Objects in python are data points stored in memory. Every object has an identity, type, & value which can all be accessed with functions.

When an object is created its ID and type are fixed, the value can only be changed if it is a mutable object

Immutable: int, float, tuple, complex, set
Mutable: list, dictionary

When variables assigned to immutable objects are given a new value they will create new objects in memory with new ID’s. Mutable objects can have their value change and keep the same ID.

Immutable objects are hashable which means they have hash value that never changes, a __hash__() method, and a __eq__() method. Instances of user defined classes are also hashable, their hashvalue is their id().
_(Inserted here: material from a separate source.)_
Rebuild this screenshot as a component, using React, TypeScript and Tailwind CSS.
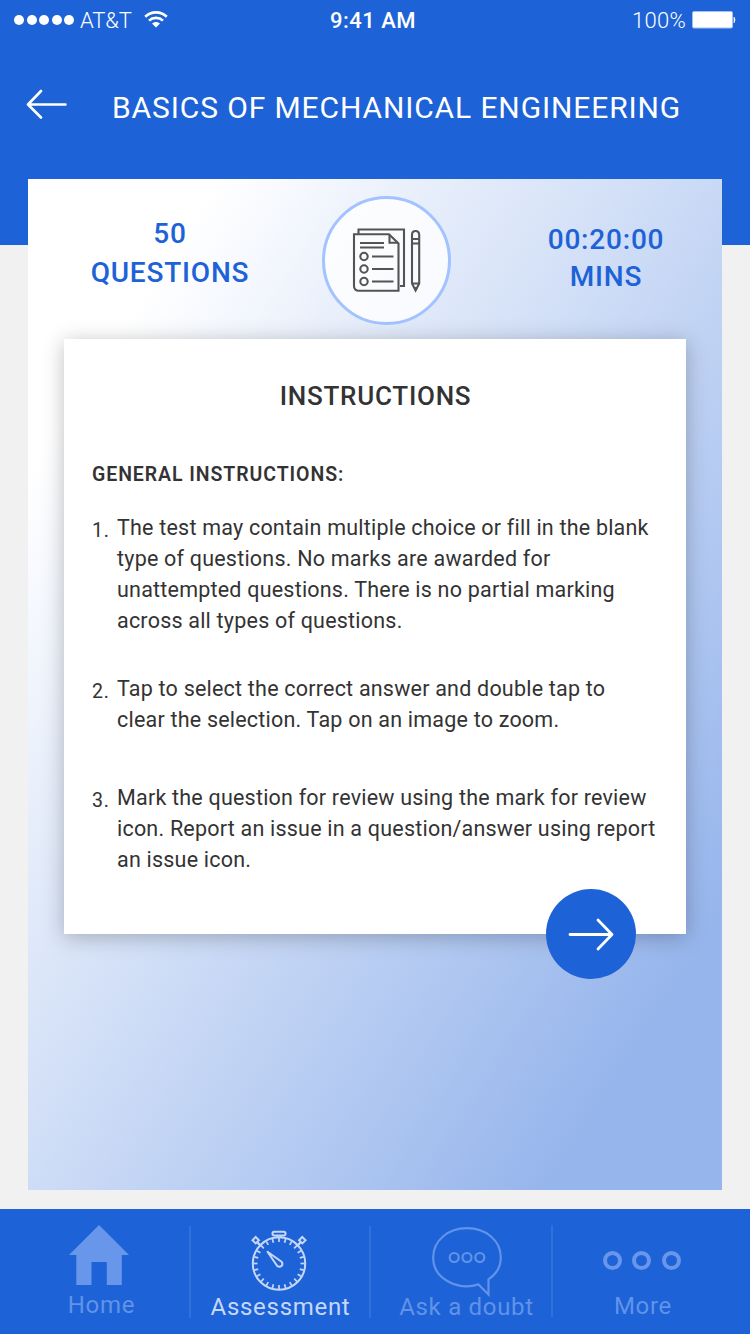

If two hashable objects are found to be equal using __eq__() then they are pointing to the same object in memory and will share one ID.

x = 3.2

id(x)
# 140719644607552

type(x)
# float

If two variables are assigned to exactly the same value then they will point to the same object in memory despite having different names, the ID’s will then be the same. This only happens for immutable objects. ‘is’ is used to compare ID’s whereas ‘==’ is used to compare values.

a = 5
b = 5
if a is b:
    print('IDs are equal')

if a == b:
    print('Values are equal')

Mutable and immutable objects also behave differently when explicitly assigning a variable value to another with ‘=’. For a=b:

If ‘b’ is immutable then ‘a’ is a copy of ‘b’
If ‘b’ is mutable then ‘a’ refers to the same object ‘b’, to make a new object use .copy()
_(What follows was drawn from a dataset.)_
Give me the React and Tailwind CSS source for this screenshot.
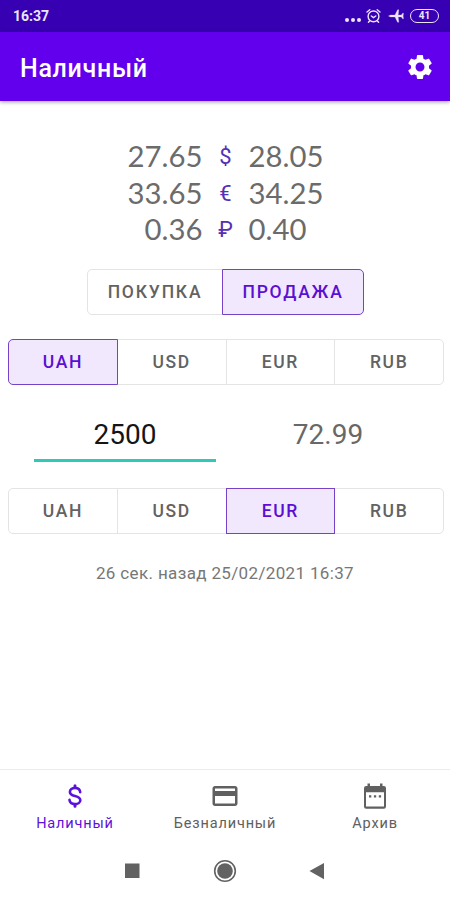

# Using '=' makes variables reference the same object
list1 = [1,2,3]
list2 = list1

list2.append(999)

print(list1)
print(list2)
# [1, 2, 3, 999]
# [1, 2, 3, 999]

# Using .copy() creates a new object with the same values
list1 = [1,2,3]
list2 = list1.copy() 

list2.append(999)

print(list1)
print(list2)
# [1, 2, 3]
# [1, 2, 3, 999]

The case where .copy() does not work this way is if you’re working with a ‘list-of-lists’, in which case .copy() will make a shallow copy which copies the references to the inner objects rather than the values of those objects. To do a full value copy, use the deep copy module.